In una società nella quale la simbiosi tra essere umano e tecnologia è sempre più reale e diffusa cosa rappresentano per voi la cultura cyber e la cibernetica?

[Marco] – Noi siamo la tecnologia in quanto noi la creiamo, e la cultura cyber ne è la celebrazione, nel bene e nel male. La tecnologia è croce e delizia dell'uomo, poiché tanti sono i suoi fondamentali utilizzi per il progresso, e quindi maggiore ne é il benessere derivante per noi, ma di contro per lo stesso motivo ci stiamo indebolendo come esseri viventi in quanto tali, e per di più venendo sostituiti come forza lavoro e non solo. La tecnologia è la vera droga del nuovo millennio, che ci fa sentire così bene da non accorgercene nemmeno più, al modico prezzo dell'omologazione e dell'intorpidimento fisico e mentale. Non possiamo più farne a meno, se di colpo tutta la tecnologia collassasse la maggior parte di noi morirebbe in pochi giorni. Quindi benvenuta cibernetica, benvenuto progresso e benvenuta tecnologia, quanto ti odiamo per ciò che ci stai facendo eppure quanto ti amiamo per ciò che ci dai in cambio.

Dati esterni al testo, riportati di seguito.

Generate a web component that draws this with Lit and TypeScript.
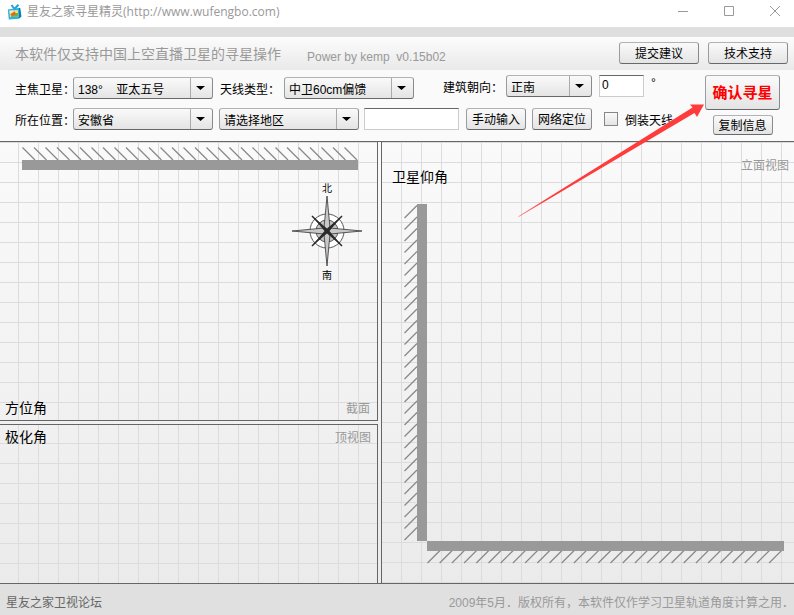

[Stefano] – La tecnologia è già estensione dell'essere umano, di tutti i suoi pregi e difetti, come fosse un quinto arto in continua via di sviluppo, e più progredirà la tecnologia, più le interazioni tra uomo e macchina saranno profonde, toccando forse anche campi quali l'etica e le politiche sociali. Non possiamo sapere né come, né quando tutto questo succederà, proprio come anni fa erano inimmaginabili tecnologie ora alla portata di tutti. Quindi, non posso dare un nome o una definizione a tutto questo, ma trovo che sia fonte di un immaginario artistico molto prolifico, proprio perchè in questo caso il non-conoscere è immaginare.

Il vostro primo LP “Crashdown Connected” è appena uscito (poco più di un mese fa) e so che siete già al lavoro su del nuovo materiale. Quali sono i progetti per il futuro?

[Stefano] – Semplice: scrivere e suonare, sempre di più. Le idee sono tante.

[Marco] – Oltre a cercare date per fare più concerti possibile, che a noi piacciono maledettamente, stiamo scrivendo un nuovo EP, che uscirà sicuramente entro l'anno, e salvo cambiamenti dell'ultim'ora sarà autoprodotto come i nostri lavori precedenti. Altri remix a nome nostro usciranno a breve, e magari anche qualche altrà novità che per ora non sveliamo... Inoltre, abbiamo un nuovo album intero già scritto e registrato, pronto per un master professionale: è un concept come “Crashdown Connected”, anche se le tematiche saranno come al solito svariate... Questo album lo faremo uscire a tempo debito, quando l'interesse per la band da parte di pubblico e addetti ai lavori sarà alto, in quanto crediamo davvero che questo lavoro che per ora teniamo segreto possa dare un'ulteriore grossa spinta al nome della band. Quindi, se questo futuro grande album non uscirà, in definitiva sarà colpa vostra!